■ Data excerpt:
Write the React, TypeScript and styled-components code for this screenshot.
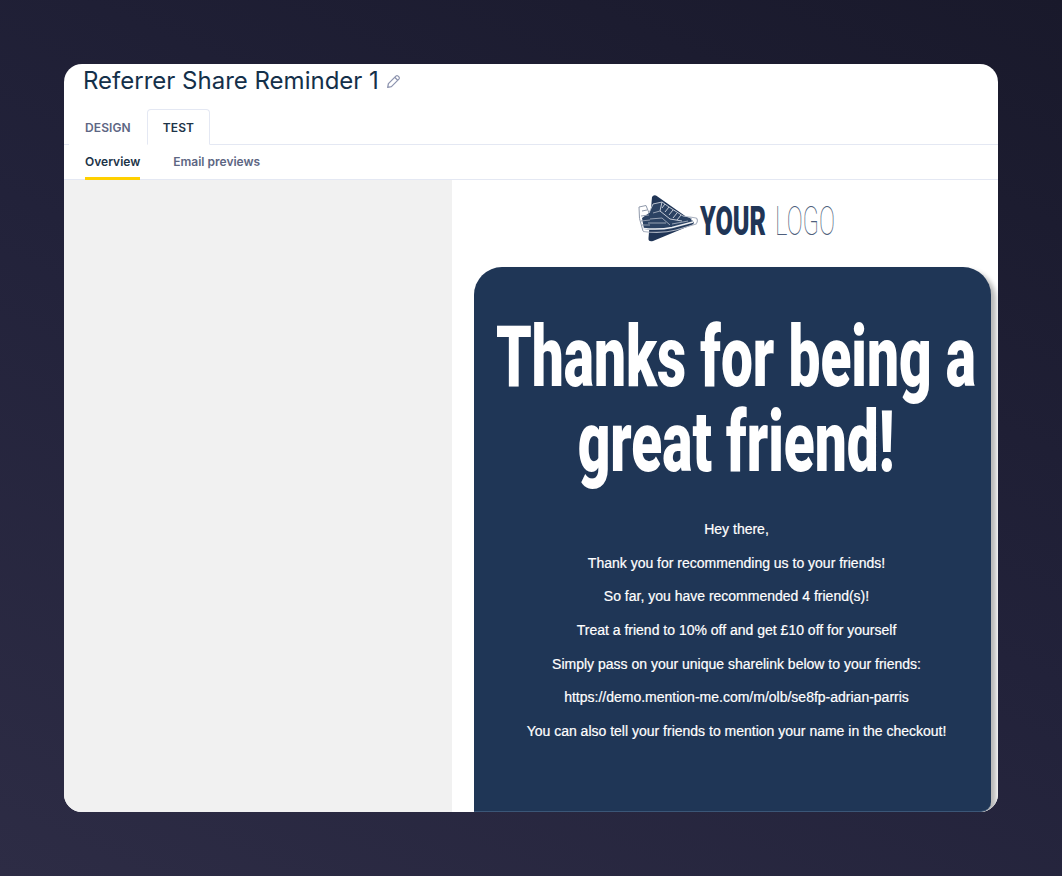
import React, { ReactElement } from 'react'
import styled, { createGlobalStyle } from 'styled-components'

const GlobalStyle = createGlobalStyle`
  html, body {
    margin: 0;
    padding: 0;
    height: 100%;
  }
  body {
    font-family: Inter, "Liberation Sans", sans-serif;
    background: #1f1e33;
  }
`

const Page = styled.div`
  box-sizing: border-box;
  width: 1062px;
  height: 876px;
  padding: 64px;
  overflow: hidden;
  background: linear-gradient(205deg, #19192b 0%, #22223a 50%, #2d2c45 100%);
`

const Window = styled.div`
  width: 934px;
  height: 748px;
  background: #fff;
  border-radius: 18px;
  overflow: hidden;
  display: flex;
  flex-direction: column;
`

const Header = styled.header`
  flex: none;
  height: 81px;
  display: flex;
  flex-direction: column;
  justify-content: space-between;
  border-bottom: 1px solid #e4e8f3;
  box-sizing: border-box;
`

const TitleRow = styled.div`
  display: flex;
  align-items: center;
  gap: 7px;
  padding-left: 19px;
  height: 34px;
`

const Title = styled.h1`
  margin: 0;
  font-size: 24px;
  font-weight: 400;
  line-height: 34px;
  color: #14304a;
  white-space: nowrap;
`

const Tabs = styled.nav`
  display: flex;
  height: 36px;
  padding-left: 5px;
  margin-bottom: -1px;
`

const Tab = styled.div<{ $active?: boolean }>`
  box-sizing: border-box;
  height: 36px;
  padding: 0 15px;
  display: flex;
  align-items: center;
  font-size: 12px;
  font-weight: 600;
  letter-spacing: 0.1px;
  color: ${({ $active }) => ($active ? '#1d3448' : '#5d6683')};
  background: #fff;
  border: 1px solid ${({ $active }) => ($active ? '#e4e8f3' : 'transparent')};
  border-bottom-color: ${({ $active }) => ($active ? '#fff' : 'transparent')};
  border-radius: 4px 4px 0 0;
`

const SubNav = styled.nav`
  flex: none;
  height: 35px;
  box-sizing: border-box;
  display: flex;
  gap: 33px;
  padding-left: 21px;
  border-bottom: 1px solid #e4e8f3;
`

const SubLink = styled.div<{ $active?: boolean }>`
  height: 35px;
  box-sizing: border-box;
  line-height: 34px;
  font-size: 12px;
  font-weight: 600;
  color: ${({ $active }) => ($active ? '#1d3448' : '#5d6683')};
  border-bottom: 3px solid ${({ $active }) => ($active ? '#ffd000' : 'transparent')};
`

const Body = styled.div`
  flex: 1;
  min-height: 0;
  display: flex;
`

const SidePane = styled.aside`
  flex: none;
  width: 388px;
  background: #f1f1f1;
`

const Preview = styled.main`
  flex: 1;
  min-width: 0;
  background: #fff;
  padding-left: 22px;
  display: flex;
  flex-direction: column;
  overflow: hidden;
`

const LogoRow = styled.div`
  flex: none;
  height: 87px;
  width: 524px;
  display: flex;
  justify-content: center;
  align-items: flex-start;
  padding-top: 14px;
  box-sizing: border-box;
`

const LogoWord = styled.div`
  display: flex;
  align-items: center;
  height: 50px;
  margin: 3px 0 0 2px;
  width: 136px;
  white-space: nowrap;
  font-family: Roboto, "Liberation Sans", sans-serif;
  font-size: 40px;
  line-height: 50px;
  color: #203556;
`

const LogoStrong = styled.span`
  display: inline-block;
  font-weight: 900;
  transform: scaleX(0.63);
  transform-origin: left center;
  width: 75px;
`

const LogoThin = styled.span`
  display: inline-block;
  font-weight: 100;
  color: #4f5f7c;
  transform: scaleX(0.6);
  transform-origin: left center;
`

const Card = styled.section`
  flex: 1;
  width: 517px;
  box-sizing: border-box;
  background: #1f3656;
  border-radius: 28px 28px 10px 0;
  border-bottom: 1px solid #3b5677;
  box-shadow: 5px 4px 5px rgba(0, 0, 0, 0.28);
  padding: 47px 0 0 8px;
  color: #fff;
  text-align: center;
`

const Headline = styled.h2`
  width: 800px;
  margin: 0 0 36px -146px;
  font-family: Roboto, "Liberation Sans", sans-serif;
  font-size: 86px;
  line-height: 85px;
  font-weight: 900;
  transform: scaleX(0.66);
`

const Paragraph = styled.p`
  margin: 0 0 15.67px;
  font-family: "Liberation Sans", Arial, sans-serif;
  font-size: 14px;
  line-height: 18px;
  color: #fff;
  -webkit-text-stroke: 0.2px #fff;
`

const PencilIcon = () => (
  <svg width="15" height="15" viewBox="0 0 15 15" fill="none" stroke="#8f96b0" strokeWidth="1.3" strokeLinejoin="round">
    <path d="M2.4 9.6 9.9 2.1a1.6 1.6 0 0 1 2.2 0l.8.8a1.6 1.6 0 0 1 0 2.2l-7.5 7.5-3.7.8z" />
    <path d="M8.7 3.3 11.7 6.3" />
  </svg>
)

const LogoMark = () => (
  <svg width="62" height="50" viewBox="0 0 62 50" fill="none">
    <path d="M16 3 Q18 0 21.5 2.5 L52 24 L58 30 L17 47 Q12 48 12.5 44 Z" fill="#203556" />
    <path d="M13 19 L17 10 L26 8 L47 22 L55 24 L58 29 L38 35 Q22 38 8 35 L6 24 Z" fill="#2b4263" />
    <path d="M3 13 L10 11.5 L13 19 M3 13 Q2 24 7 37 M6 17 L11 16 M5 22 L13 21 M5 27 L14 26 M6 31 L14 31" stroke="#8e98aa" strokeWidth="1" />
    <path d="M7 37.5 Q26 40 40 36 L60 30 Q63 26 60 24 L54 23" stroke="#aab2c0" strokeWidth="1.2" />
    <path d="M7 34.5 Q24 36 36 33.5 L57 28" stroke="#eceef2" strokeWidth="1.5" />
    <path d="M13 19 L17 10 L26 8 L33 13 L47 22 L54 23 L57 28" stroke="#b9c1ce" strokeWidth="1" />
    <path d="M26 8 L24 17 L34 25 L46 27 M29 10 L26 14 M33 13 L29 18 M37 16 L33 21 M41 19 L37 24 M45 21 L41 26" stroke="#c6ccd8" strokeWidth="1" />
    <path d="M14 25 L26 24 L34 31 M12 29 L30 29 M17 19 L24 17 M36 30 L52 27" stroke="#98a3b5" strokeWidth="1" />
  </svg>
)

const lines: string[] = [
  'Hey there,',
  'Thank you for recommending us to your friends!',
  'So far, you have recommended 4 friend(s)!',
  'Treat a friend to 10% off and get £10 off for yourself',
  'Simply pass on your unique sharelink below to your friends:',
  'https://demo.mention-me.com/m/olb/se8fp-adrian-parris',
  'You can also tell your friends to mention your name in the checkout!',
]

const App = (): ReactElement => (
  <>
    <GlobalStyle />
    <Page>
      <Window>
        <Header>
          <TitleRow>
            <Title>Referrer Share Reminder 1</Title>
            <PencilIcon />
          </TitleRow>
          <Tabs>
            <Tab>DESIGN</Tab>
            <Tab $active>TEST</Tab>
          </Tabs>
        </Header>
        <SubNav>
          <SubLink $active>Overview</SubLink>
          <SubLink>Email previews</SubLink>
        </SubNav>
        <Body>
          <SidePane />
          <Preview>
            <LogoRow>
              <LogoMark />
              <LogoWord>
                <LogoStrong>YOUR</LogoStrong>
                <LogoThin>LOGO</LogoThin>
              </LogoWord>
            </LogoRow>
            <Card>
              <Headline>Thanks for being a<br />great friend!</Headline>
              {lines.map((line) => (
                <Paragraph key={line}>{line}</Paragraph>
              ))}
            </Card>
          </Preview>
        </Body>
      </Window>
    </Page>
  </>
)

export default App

■ Given instruction: Output a faithful copy of the data, with each picture left out.

■ Result of this exercise:
Write the React, TypeScript and styled-components code for this screenshot.
import React, { ReactElement } from 'react'
import styled, { createGlobalStyle } from 'styled-components'

const GlobalStyle = createGlobalStyle`
  html, body {
    margin: 0;
    padding: 0;
    height: 100%;
  }
  body {
    font-family: Inter, "Liberation Sans", sans-serif;
    background: #1f1e33;
  }
`

const Page = styled.div`
  box-sizing: border-box;
  width: 1062px;
  height: 876px;
  padding: 64px;
  overflow: hidden;
  background: linear-gradient(205deg, #19192b 0%, #22223a 50%, #2d2c45 100%);
`

const Window = styled.div`
  width: 934px;
  height: 748px;
  background: #fff;
  border-radius: 18px;
  overflow: hidden;
  display: flex;
  flex-direction: column;
`

const Header = styled.header`
  flex: none;
  height: 81px;
  display: flex;
  flex-direction: column;
  justify-content: space-between;
  border-bottom: 1px solid #e4e8f3;
  box-sizing: border-box;
`

const TitleRow = styled.div`
  display: flex;
  align-items: center;
  gap: 7px;
  padding-left: 19px;
  height: 34px;
`

const Title = styled.h1`
  margin: 0;
  font-size: 24px;
  font-weight: 400;
  line-height: 34px;
  color: #14304a;
  white-space: nowrap;
`

const Tabs = styled.nav`
  display: flex;
  height: 36px;
  padding-left: 5px;
  margin-bottom: -1px;
`

const Tab = styled.div<{ $active?: boolean }>`
  box-sizing: border-box;
  height: 36px;
  padding: 0 15px;
  display: flex;
  align-items: center;
  font-size: 12px;
  font-weight: 600;
  letter-spacing: 0.1px;
  color: ${({ $active }) => ($active ? '#1d3448' : '#5d6683')};
  background: #fff;
  border: 1px solid ${({ $active }) => ($active ? '#e4e8f3' : 'transparent')};
  border-bottom-color: ${({ $active }) => ($active ? '#fff' : 'transparent')};
  border-radius: 4px 4px 0 0;
`

const SubNav = styled.nav`
  flex: none;
  height: 35px;
  box-sizing: border-box;
  display: flex;
  gap: 33px;
  padding-left: 21px;
  border-bottom: 1px solid #e4e8f3;
`

const SubLink = styled.div<{ $active?: boolean }>`
  height: 35px;
  box-sizing: border-box;
  line-height: 34px;
  font-size: 12px;
  font-weight: 600;
  color: ${({ $active }) => ($active ? '#1d3448' : '#5d6683')};
  border-bottom: 3px solid ${({ $active }) => ($active ? '#ffd000' : 'transparent')};
`

const Body = styled.div`
  flex: 1;
  min-height: 0;
  display: flex;
`

const SidePane = styled.aside`
  flex: none;
  width: 388px;
  background: #f1f1f1;
`

const Preview = styled.main`
  flex: 1;
  min-width: 0;
  background: #fff;
  padding-left: 22px;
  display: flex;
  flex-direction: column;
  overflow: hidden;
`

const LogoRow = styled.div`
  flex: none;
  height: 87px;
  width: 524px;
  display: flex;
  justify-content: center;
  align-items: flex-start;
  padding-top: 14px;
  box-sizing: border-box;
`

const LogoWord = styled.div`
  display: flex;
  align-items: center;
  height: 50px;
  margin: 3px 0 0 2px;
  width: 136px;
  white-space: nowrap;
  font-family: Roboto, "Liberation Sans", sans-serif;
  font-size: 40px;
  line-height: 50px;
  color: #203556;
`

const LogoStrong = styled.span`
  display: inline-block;
  font-weight: 900;
  transform: scaleX(0.63);
  transform-origin: left center;
  width: 75px;
`

const LogoThin = styled.span`
  display: inline-block;
  font-weight: 100;
  color: #4f5f7c;
  transform: scaleX(0.6);
  transform-origin: left center;
`

const Card = styled.section`
  flex: 1;
  width: 517px;
  box-sizing: border-box;
  background: #1f3656;
  border-radius: 28px 28px 10px 0;
  border-bottom: 1px solid #3b5677;
  box-shadow: 5px 4px 5px rgba(0, 0, 0, 0.28);
  padding: 47px 0 0 8px;
  color: #fff;
  text-align: center;
`

const Headline = styled.h2`
  width: 800px;
  margin: 0 0 36px -146px;
  font-family: Roboto, "Liberation Sans", sans-serif;
  font-size: 86px;
  line-height: 85px;
  font-weight: 900;
  transform: scaleX(0.66);
`

const Paragraph = styled.p`
  margin: 0 0 15.67px;
  font-family: "Liberation Sans", Arial, sans-serif;
  font-size: 14px;
  line-height: 18px;
  color: #fff;
  -webkit-text-stroke: 0.2px #fff;
`

const PencilIcon = () => (
  <svg width="15" height="15" viewBox="0 0 15 15" fill="none" stroke="#8f96b0" strokeWidth="1.3" strokeLinejoin="round">
    <path d="M2.4 9.6 9.9 2.1a1.6 1.6 0 0 1 2.2 0l.8.8a1.6 1.6 0 0 1 0 2.2l-7.5 7.5-3.7.8z" />
    <path d="M8.7 3.3 11.7 6.3" />
  </svg>
)

const LogoMark = () => (
  <svg width="62" height="50" viewBox="0 0 62 50" fill="none">
    <path d="M16 3 Q18 0 21.5 2.5 L52 24 L58 30 L17 47 Q12 48 12.5 44 Z" fill="#203556" />
    <path d="M13 19 L17 10 L26 8 L47 22 L55 24 L58 29 L38 35 Q22 38 8 35 L6 24 Z" fill="#2b4263" />
    <path d="M3 13 L10 11.5 L13 19 M3 13 Q2 24 7 37 M6 17 L11 16 M5 22 L13 21 M5 27 L14 26 M6 31 L14 31" stroke="#8e98aa" strokeWidth="1" />
    <path d="M7 37.5 Q26 40 40 36 L60 30 Q63 26 60 24 L54 23" stroke="#aab2c0" strokeWidth="1.2" />
    <path d="M7 34.5 Q24 36 36 33.5 L57 28" stroke="#eceef2" strokeWidth="1.5" />
    <path d="M13 19 L17 10 L26 8 L33 13 L47 22 L54 23 L57 28" stroke="#b9c1ce" strokeWidth="1" />
    <path d="M26 8 L24 17 L34 25 L46 27 M29 10 L26 14 M33 13 L29 18 M37 16 L33 21 M41 19 L37 24 M45 21 L41 26" stroke="#c6ccd8" strokeWidth="1" />
    <path d="M14 25 L26 24 L34 31 M12 29 L30 29 M17 19 L24 17 M36 30 L52 27" stroke="#98a3b5" strokeWidth="1" />
  </svg>
)

const lines: string[] = [
  'Hey there,',
  'Thank you for recommending us to your friends!',
  'So far, you have recommended 4 friend(s)!',
  'Treat a friend to 10% off and get £10 off for yourself',
  'Simply pass on your unique sharelink below to your friends:',
  'https://demo.mention-me.com/m/olb/se8fp-adrian-parris',
  'You can also tell your friends to mention your name in the checkout!',
]

const App = (): ReactElement => (
  <>
    <GlobalStyle />
    <Page>
      <Window>
        <Header>
          <TitleRow>
            <Title>Referrer Share Reminder 1</Title>
            <PencilIcon />
          </TitleRow>
          <Tabs>
            <Tab>DESIGN</Tab>
            <Tab $active>TEST</Tab>
          </Tabs>
        </Header>
        <SubNav>
          <SubLink $active>Overview</SubLink>
          <SubLink>Email previews</SubLink>
        </SubNav>
        <Body>
          <SidePane />
          <Preview>
            <LogoRow>
              <LogoMark />
              <LogoWord>
                <LogoStrong>YOUR</LogoStrong>
                <LogoThin>LOGO</LogoThin>
              </LogoWord>
            </LogoRow>
            <Card>
              <Headline>Thanks for being a<br />great friend!</Headline>
              {lines.map((line) => (
                <Paragraph key={line}>{line}</Paragraph>
              ))}
            </Card>
          </Preview>
        </Body>
      </Window>
    </Page>
  </>
)

export default App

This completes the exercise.